┏━━

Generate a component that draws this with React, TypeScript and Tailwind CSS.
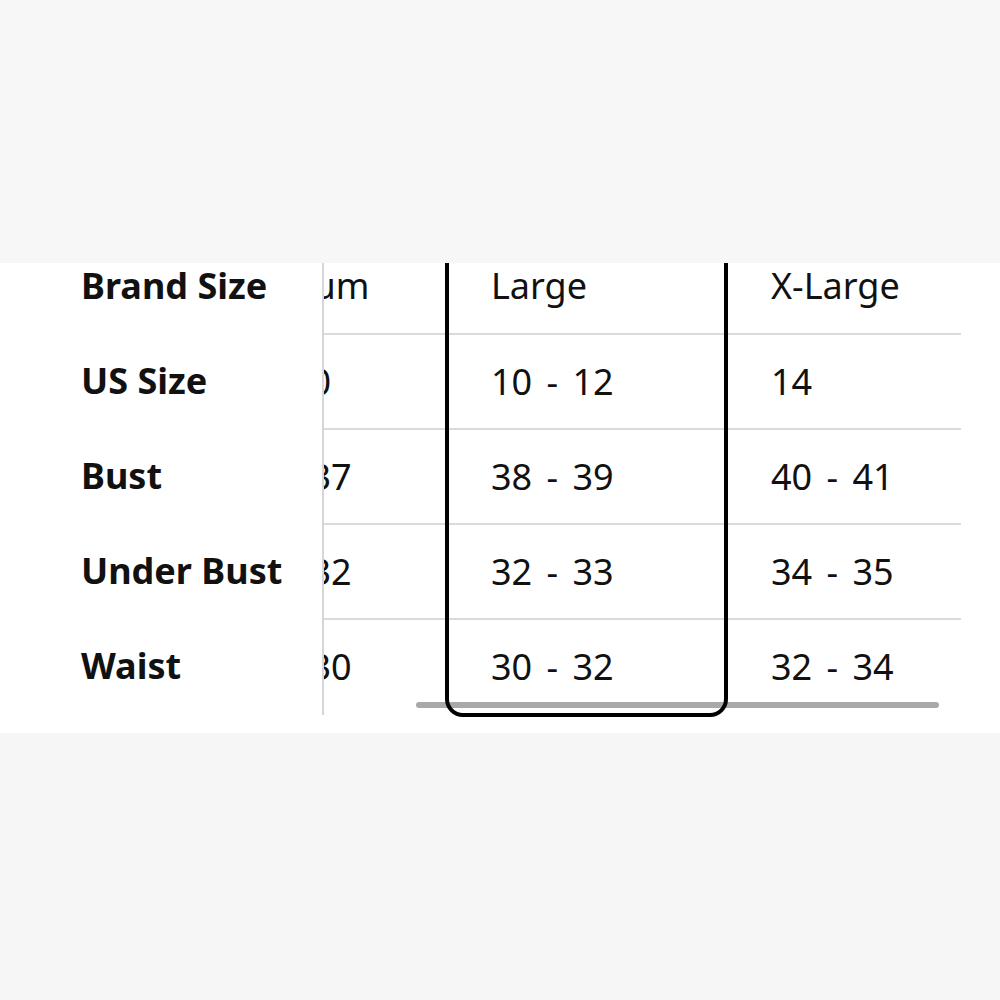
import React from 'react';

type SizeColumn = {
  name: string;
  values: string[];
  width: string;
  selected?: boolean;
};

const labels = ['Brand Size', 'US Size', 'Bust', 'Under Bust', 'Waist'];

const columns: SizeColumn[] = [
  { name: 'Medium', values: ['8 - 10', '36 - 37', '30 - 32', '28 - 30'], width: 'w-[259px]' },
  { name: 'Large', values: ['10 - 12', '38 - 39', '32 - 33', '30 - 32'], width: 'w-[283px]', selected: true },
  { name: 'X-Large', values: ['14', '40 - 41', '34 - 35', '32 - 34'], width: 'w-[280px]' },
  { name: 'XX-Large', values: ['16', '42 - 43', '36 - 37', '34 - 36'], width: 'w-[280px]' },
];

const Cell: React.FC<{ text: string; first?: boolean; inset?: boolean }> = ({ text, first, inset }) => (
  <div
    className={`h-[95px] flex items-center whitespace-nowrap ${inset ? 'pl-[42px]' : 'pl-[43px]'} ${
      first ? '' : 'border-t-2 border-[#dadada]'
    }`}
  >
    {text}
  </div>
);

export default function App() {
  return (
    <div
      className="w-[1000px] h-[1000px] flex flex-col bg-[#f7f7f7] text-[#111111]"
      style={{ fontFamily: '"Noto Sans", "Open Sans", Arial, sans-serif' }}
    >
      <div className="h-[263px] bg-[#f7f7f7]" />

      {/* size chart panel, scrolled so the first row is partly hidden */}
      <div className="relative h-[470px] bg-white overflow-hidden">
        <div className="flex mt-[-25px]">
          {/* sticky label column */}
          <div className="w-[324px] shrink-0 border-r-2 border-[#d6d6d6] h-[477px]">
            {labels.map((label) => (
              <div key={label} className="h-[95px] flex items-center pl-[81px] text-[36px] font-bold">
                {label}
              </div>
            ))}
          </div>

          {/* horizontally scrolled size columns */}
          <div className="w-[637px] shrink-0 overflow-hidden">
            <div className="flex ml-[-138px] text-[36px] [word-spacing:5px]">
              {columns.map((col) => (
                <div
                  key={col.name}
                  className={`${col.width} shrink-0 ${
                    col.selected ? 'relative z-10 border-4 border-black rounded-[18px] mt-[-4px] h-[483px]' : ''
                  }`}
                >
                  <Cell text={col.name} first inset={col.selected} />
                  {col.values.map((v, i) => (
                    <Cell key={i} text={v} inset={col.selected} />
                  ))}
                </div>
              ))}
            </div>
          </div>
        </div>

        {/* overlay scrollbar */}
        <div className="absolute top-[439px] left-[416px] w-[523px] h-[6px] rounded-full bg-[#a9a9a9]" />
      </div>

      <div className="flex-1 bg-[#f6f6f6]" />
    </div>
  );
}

┗━━

Brief: Copy nothing but the lines from the top of the data down to the line containing "const labels = ['Brand", and leave the pictures out.

Reply to the task:
Generate a component that draws this with React, TypeScript and Tailwind CSS.
import React from 'react';

type SizeColumn = {
  name: string;
  values: string[];
  width: string;
  selected?: boolean;
};

const labels = ['Brand Size', 'US Size', 'Bust', 'Under Bust', 'Waist'];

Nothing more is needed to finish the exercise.